I offered a $2 a bulb rebate (up to $5) for anyone who bought CFLs and sent me a receipt. Apparently, $5 is not enough money to get most people off the couch, and I did not get a single receipt sent to me (the offer is still on, by the way.) However, I also give away CFLs (usually something interesting like an outdoor spot or a candelabra bulb… most of my prospects have already replaced everything they can with the twisty type) to potential clients who come by my office, and the blog started making the rounds of the internet, eventually making it to Marc Dreyfors, who is on the board of the Environmental Educators of North Carolina (EENC). EENC was planning their annual conference, and they usually offset the carbon from their conference by giving away CFLs, and Marc had the bright idea of asking me to fund it.

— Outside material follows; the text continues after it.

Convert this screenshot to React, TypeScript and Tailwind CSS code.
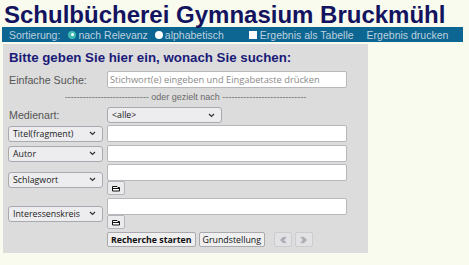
import React from 'react'

const Chevron = () => (
  <svg width="7" height="5" viewBox="0 0 7 5" className="shrink-0">
    <path d="M1 1 L3.5 3.5 L6 1" fill="none" stroke="#333" strokeWidth="1.2" />
  </svg>
)

const Select = ({ label, w = 'w-[95px]' }: { label: string; w?: string }) => (
  <div className={`${w} h-[16px] flex items-center justify-between pl-[4px] pr-[6px] bg-[#ededf0] border border-[#a9a9b0] rounded-[3px] text-[8.8px] leading-[12px] font-medium text-[#1b1b1b] font-['Open_Sans',sans-serif]`}>
    <span>{label}</span>
    <Chevron />
  </div>
)

const Input = ({ placeholder }: { placeholder?: string }) => (
  <div className="w-[240px] h-[17px] bg-white border border-[#b8b8bc] rounded-[2px] flex items-center pl-[2px] text-[9.3px] leading-[12px] text-[#8a8a8a] font-['Open_Sans',sans-serif] whitespace-nowrap">
    {placeholder}
  </div>
)

const TrayButton = () => (
  <div className="w-[18px] h-[14px] bg-[#ebebee] border border-[#b5b5ba] rounded-[2px] flex items-center justify-center">
    <svg width="10" height="7" viewBox="0 0 10 7">
      <path d="M1.5 1.5 H6 L7 2.5 H8.5 V6 H1.5 Z" fill="#fff" stroke="#111" strokeWidth="1" />
      <path d="M1.5 3.5 H8.5" stroke="#111" strokeWidth="1" />
    </svg>
  </div>
)

const NavButton = ({ dir }: { dir: 'l' | 'r' }) => (
  <div className="w-[18px] h-[15px] bg-[#e2e2e4] border border-[#cdcdd0] rounded-[2px] flex items-center justify-center">
    <svg width="8" height="8" viewBox="0 0 8 8">
      {dir === 'l' ? (
        <path d="M5 1 L2 4 L5 7 M7 1 L4 4 L7 7" fill="none" stroke="#a8a8b2" strokeWidth="1.3" />
      ) : (
        <path d="M1 1 L4 4 L1 7 M3 1 L6 4 L3 7" fill="none" stroke="#a8a8b2" strokeWidth="1.3" />
      )}
    </svg>
  </div>
)

const Label = ({ children }: { children: React.ReactNode }) => (
  <div className="w-[99px] pl-[1px] text-[10.7px] leading-[12px] text-[#555]">{children}</div>
)

const App = () => {
  const dashes = '-'.repeat(28)
  return (
    <div className="w-[469px] h-[265px] bg-[#f8fbee] font-['Liberation_Sans',Arial,sans-serif] overflow-hidden">
      {/* TITLE */}
      <div className="h-[27px] pt-[2px] pl-[4px] leading-[25px] text-[24px] font-bold text-[#131360]">
        Schulbücherei Gymnasium Bruckmühl
      </div>
      {/* SORT BAR */}
      <div className="ml-[2px] w-[461px] h-[15px] bg-[#0d6592] flex items-center text-[10.5px] leading-[12px] text-[#bcd2de]">
        <span className="ml-[7px]">Sortierung:</span>
        <span className="ml-[8px] w-[8px] h-[8px] rounded-full bg-[#3fbcb4] flex items-center justify-center">
          <span className="w-[3px] h-[3px] rounded-full bg-white" />
        </span>
        <span className="ml-[2px]">nach Relevanz</span>
        <span className="ml-[7px] w-[8px] h-[8px] rounded-full bg-white" />
        <span className="ml-[2px]">alphabetisch</span>
        <span className="ml-[25px] w-[8px] h-[8px] bg-white" />
        <span className="ml-[3px]">Ergebnis als Tabelle</span>
        <span className="ml-[13px]">Ergebnis drucken</span>
      </div>
      {/* SEARCH PANEL */}
      <div className="ml-[3px] mt-[2px] w-[365px] bg-[#dcdcdc] pl-[5px] pt-[6px] pb-[6px]">
        <div className="pl-[1px] leading-[16px] text-[13.3px] font-bold text-[#1a1a78]">
          Bitte geben Sie hier ein, wonach Sie suchen:
        </div>
        <div className="mt-[5px] flex items-center">
          <Label>Einfache Suche:</Label>
          <Input placeholder="Stichwort(e) eingeben und Eingabetaste drücken" />
        </div>
        <div className="mt-[3px] pr-[5px] leading-[12px] text-center text-[9px] text-[#6a6a6a] whitespace-nowrap">
          {dashes} oder gezielt nach {dashes}
        </div>
        <div className="mt-[4px] flex items-center">
          <Label>Medienart:</Label>
          <Select label="<alle>" w="w-[115px]" />
        </div>
        <div className="mt-[2px] flex items-center">
          <div className="w-[99px]"><Select label="Titel(fragment)" /></div>
          <Input />
        </div>
        <div className="mt-[3px] flex items-center">
          <div className="w-[99px]"><Select label="Autor" /></div>
          <Input />
        </div>
        <div className="mt-[2px] flex items-center">
          <div className="w-[99px]"><Select label="Schlagwort" /></div>
          <div className="flex flex-col">
            <Input />
            <TrayButton />
          </div>
        </div>
        <div className="mt-[3px] flex items-center">
          <div className="w-[99px]"><Select label="Interessenskreis" /></div>
          <div className="flex flex-col">
            <Input />
            <TrayButton />
          </div>
        </div>
        <div className="mt-[3px] ml-[99px] flex items-center font-['Open_Sans',sans-serif] text-[8.8px] leading-[12px] text-[#111]">
          <div className="h-[15px] px-[3px] flex items-center bg-[#efeff0] border border-[#a9a9ae] rounded-[2px] font-bold">
            Recherche starten
          </div>
          <div className="ml-[3px] h-[15px] px-[3px] flex items-center bg-[#efeff0] border border-[#a9a9ae] rounded-[2px] font-medium">
            Grundstellung
          </div>
          <div className="ml-[9px] flex gap-[3px]">
            <NavButton dir="l" />
            <NavButton dir="r" />
          </div>
        </div>
      </div>
    </div>
  )
}

export default App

They calculated (with the help of Clean Air Community Trust) of
Asheville, that they needed to replace 51 60-watt incandescents with CFLs to offset the 16.7 tons of Carbon their conference was expected to produce. My thought was: “we need to think bigger than that!” because I wanted to offset some of my own carbon as well. They were fine with that, they just didn’t want to be greedy.
In the end, I funded the replacement of 320 60-watt bulbs (with 11w CFLs) and 80 100-watt bulbs (with 25w CFLs). After the tax deduction, that cost me about $600, and EENC was able to use my grant to persuade Progress Energy (their local utility) to stump up a $500 donation to expand the program further.
I arbitrarily decided that EENC would get half the carbon offsets from my donation for their work, and I’d get the other half for coming up with the cash. Assuming the bulbs we gave away are used just 1 hour a day, that means that all my CFL giveaways are saving someone over 12 kWh of electricity each and every day, which is more than my wife and I use. With the help of a programmer-friend, I’m tracking the progress on my website. (on the right hand side.) Note that the offsets cost only about half a cent per kWh over the lifetime of the bulbs, about a third of the cost of buying green tags from someone like Sterling Planet. If I tried to produce 12kWh a day with a PV system here in Colorado, it would cost about $12,000 after all the rebates, and I’d save about $170 a year on my electricity bill.
Now I just have to do the calculations to figure out how many bulbs I need to give away to offset my use of natural gas, gasoline for my wife’s Prius, and biodiesel for my Jeep.